··· Dataset section

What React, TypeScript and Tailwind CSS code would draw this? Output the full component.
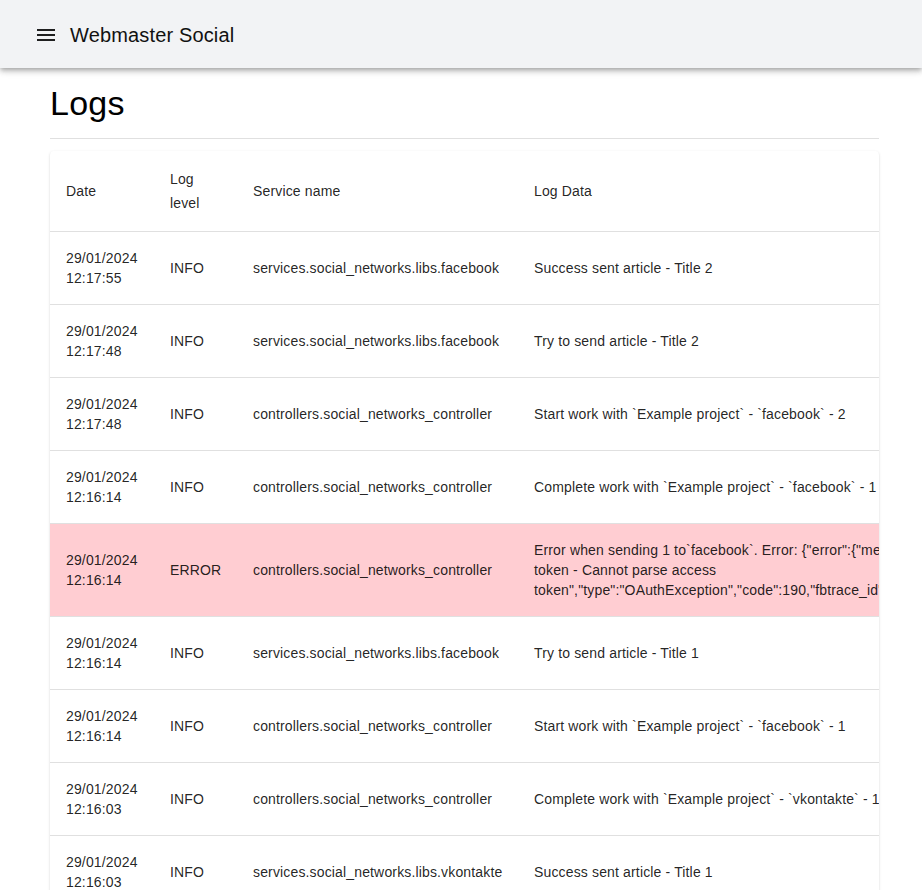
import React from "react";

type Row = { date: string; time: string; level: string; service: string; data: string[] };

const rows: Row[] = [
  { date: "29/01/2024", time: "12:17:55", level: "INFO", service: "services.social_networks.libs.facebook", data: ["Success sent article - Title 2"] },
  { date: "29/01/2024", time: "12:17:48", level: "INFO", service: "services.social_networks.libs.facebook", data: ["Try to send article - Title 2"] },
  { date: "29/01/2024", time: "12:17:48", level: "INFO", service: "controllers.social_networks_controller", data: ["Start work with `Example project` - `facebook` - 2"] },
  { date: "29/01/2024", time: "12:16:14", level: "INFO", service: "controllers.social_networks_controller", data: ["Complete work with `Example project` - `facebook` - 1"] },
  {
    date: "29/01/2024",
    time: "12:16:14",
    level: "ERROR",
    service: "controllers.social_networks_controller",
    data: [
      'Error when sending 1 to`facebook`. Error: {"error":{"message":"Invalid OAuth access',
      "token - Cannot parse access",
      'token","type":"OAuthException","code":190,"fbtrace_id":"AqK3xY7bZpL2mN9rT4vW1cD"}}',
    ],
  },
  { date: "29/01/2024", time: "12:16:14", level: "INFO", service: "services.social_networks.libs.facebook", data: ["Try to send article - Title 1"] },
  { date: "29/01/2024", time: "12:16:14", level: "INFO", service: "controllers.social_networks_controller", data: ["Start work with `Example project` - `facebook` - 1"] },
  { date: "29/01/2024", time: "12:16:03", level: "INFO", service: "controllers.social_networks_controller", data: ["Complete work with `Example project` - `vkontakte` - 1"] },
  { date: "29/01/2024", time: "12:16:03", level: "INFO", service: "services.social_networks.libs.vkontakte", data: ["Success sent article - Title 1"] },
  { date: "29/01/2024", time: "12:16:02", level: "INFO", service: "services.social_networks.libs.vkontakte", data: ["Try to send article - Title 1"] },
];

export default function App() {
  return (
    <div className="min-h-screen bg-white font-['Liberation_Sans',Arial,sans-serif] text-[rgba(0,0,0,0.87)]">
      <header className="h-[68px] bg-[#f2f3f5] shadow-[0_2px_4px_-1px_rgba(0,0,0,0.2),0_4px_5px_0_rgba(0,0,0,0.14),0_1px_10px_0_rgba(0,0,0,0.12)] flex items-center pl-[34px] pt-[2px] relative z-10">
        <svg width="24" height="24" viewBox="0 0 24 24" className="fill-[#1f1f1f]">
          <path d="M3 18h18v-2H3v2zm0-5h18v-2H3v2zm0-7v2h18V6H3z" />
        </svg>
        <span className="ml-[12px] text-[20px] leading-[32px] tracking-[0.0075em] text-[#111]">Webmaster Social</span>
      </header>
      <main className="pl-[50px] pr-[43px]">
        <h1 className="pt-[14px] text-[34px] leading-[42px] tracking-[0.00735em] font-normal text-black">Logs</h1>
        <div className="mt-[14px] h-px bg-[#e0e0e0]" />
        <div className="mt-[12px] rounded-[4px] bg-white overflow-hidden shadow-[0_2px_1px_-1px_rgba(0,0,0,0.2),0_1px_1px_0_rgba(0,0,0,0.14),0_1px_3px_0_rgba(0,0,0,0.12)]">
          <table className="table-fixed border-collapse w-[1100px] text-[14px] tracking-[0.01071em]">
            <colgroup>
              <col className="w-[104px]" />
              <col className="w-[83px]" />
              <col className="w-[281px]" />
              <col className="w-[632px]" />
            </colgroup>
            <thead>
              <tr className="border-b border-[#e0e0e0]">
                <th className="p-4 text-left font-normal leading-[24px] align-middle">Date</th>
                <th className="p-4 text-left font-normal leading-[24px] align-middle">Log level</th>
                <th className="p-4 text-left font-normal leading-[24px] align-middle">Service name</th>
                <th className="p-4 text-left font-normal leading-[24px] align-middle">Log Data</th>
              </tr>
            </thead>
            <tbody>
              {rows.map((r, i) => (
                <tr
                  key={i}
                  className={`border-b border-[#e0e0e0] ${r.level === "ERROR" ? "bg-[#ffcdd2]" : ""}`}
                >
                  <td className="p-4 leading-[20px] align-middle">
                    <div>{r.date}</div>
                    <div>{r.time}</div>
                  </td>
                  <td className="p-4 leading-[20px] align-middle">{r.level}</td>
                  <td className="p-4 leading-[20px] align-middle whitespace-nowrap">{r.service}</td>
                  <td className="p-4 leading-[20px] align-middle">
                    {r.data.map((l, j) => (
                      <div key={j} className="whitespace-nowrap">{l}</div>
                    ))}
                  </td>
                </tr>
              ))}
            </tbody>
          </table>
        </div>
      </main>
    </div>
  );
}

······

#### Instructions for the task:
Extract, from the material above, each line holding the word "code".

#### Solution below:
What React, TypeScript and Tailwind CSS code would draw this? Output the full component.
      'token","type":"OAuthException","code":190,"fbtrace_id":"AqK3xY7bZpL2mN9rT4vW1cD"}}',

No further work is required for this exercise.